= Leni Shilton =

Australian poet

Leni Shilton is a poet, teacher and researcher based in Alice Springs in the Northern Territory of Australia.

== Biography ==
Shilton grew up in Papua New Guinea and Melbourne, Australia. She moved to Alice Springs in 1985 to the region to work as a remote-area nurse and health educator but has since taught creative writing at the Alice Springs Correctional Centre and Batchelor Institute of Indigenous Tertiary Education. She has also worked at NPY Women's Council as an education researcher.

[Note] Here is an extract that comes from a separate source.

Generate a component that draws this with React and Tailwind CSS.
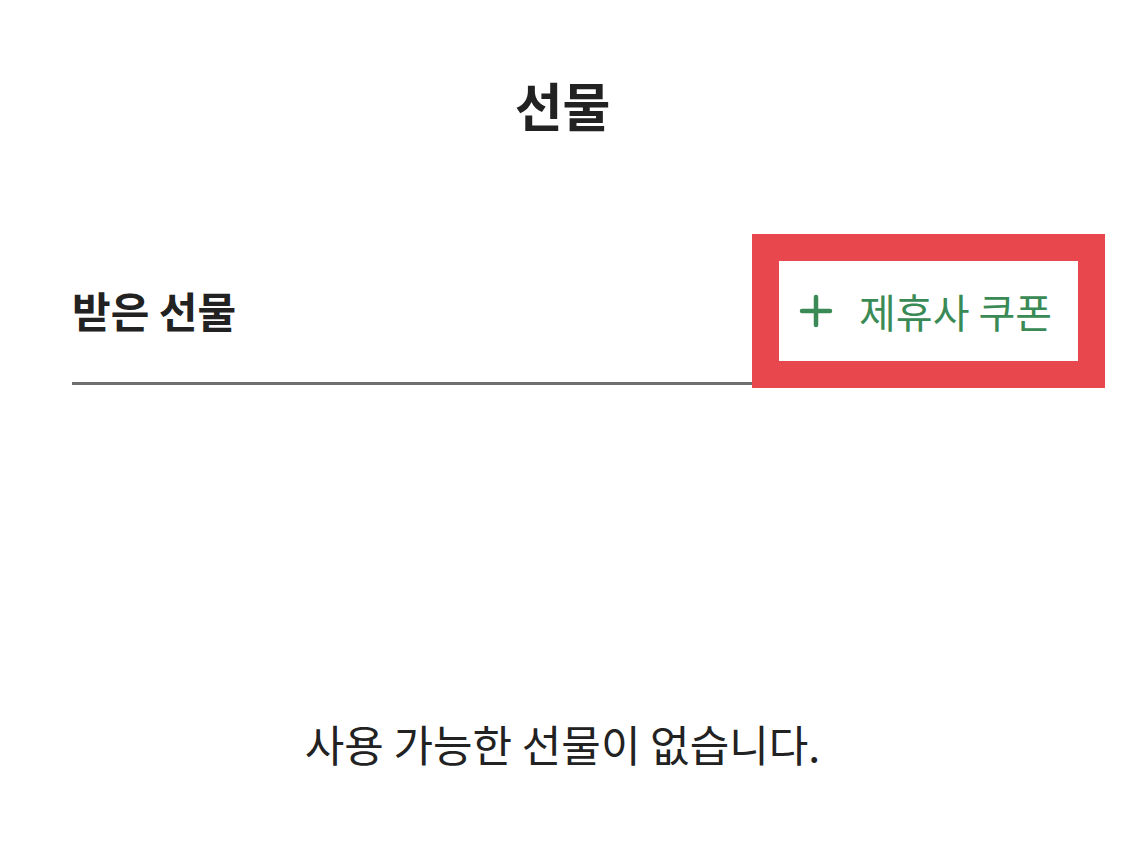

Shilton's poetry has been included in a number of anthologies, journals and broadcast radio and in 2018, she published her first book Walking with camels: the story of Bertha Strehlow through University of Western Australia Publishing, developed from her creative writing PhD, Giving silence its voice: uncovering Bertha Strehlow's voice through poetry. It was a finalist in the Northern Territory History Book Awards.

Shilton's second book, Malcolm : a story in verse, was published in 2019 and it is set in Melbourne's underbelly and centres around Malcolm, a 17 year old boy, with a difficult and violent upbringing.

Shilton is also a founding member of Ptilotus Press, a community publisher in Alice Springs, which is managed by a collective of local writers.

== Awards and honours ==
- Northern Territory Literary Award for poetry, 2010 and 2016
- Northern Territory Literary Award, essay category, 2012.